— THE EXERCISE —
Repeat the full listing, word for word.
#####
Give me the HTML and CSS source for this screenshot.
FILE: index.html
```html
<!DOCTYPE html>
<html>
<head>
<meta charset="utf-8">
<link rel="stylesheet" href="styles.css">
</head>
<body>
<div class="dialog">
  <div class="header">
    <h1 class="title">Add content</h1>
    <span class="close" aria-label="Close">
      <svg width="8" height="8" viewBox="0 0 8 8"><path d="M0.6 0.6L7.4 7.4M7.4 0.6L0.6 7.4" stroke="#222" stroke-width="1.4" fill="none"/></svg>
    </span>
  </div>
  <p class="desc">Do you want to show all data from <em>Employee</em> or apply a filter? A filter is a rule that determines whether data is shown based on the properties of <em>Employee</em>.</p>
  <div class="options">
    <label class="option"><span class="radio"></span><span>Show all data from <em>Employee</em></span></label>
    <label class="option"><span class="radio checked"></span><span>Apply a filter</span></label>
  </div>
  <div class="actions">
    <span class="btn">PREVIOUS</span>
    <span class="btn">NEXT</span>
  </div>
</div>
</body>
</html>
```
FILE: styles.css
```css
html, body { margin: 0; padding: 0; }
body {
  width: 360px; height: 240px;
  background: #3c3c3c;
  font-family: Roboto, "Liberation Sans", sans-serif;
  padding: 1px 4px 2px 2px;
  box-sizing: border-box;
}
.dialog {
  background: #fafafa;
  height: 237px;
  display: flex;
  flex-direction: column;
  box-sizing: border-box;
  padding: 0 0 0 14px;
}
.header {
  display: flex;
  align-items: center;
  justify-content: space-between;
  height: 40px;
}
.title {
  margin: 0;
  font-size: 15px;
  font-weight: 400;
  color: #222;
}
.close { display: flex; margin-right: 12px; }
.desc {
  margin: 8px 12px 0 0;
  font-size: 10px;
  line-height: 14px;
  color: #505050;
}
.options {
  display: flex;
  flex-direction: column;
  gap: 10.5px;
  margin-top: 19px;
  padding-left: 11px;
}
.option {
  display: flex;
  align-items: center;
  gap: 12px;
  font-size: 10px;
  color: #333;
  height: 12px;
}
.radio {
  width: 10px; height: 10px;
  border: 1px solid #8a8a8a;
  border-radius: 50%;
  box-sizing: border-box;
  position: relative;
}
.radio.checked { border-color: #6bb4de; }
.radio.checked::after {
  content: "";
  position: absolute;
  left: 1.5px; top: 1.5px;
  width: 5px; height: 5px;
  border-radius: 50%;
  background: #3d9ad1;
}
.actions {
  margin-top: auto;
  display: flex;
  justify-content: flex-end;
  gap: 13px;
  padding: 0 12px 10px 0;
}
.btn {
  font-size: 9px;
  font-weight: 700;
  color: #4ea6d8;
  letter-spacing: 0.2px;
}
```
#####
— RESULT BELOW —
Give me the HTML and CSS source for this screenshot.
FILE: index.html
```html
<!DOCTYPE html>
<html>
<head>
<meta charset="utf-8">
<link rel="stylesheet" href="styles.css">
</head>
<body>
<div class="dialog">
  <div class="header">
    <h1 class="title">Add content</h1>
    <span class="close" aria-label="Close">
      <svg width="8" height="8" viewBox="0 0 8 8"><path d="M0.6 0.6L7.4 7.4M7.4 0.6L0.6 7.4" stroke="#222" stroke-width="1.4" fill="none"/></svg>
    </span>
  </div>
  <p class="desc">Do you want to show all data from <em>Employee</em> or apply a filter? A filter is a rule that determines whether data is shown based on the properties of <em>Employee</em>.</p>
  <div class="options">
    <label class="option"><span class="radio"></span><span>Show all data from <em>Employee</em></span></label>
    <label class="option"><span class="radio checked"></span><span>Apply a filter</span></label>
  </div>
  <div class="actions">
    <span class="btn">PREVIOUS</span>
    <span class="btn">NEXT</span>
  </div>
</div>
</body>
</html>
```
FILE: styles.css
```css
html, body { margin: 0; padding: 0; }
body {
  width: 360px; height: 240px;
  background: #3c3c3c;
  font-family: Roboto, "Liberation Sans", sans-serif;
  padding: 1px 4px 2px 2px;
  box-sizing: border-box;
}
.dialog {
  background: #fafafa;
  height: 237px;
  display: flex;
  flex-direction: column;
  box-sizing: border-box;
  padding: 0 0 0 14px;
}
.header {
  display: flex;
  align-items: center;
  justify-content: space-between;
  height: 40px;
}
.title {
  margin: 0;
  font-size: 15px;
  font-weight: 400;
  color: #222;
}
.close { display: flex; margin-right: 12px; }
.desc {
  margin: 8px 12px 0 0;
  font-size: 10px;
  line-height: 14px;
  color: #505050;
}
.options {
  display: flex;
  flex-direction: column;
  gap: 10.5px;
  margin-top: 19px;
  padding-left: 11px;
}
.option {
  display: flex;
  align-items: center;
  gap: 12px;
  font-size: 10px;
  color: #333;
  height: 12px;
}
.radio {
  width: 10px; height: 10px;
  border: 1px solid #8a8a8a;
  border-radius: 50%;
  box-sizing: border-box;
  position: relative;
}
.radio.checked { border-color: #6bb4de; }
.radio.checked::after {
  content: "";
  position: absolute;
  left: 1.5px; top: 1.5px;
  width: 5px; height: 5px;
  border-radius: 50%;
  background: #3d9ad1;
}
.actions {
  margin-top: auto;
  display: flex;
  justify-content: flex-end;
  gap: 13px;
  padding: 0 12px 10px 0;
}
.btn {
  font-size: 9px;
  font-weight: 700;
  color: #4ea6d8;
  letter-spacing: 0.2px;
}
```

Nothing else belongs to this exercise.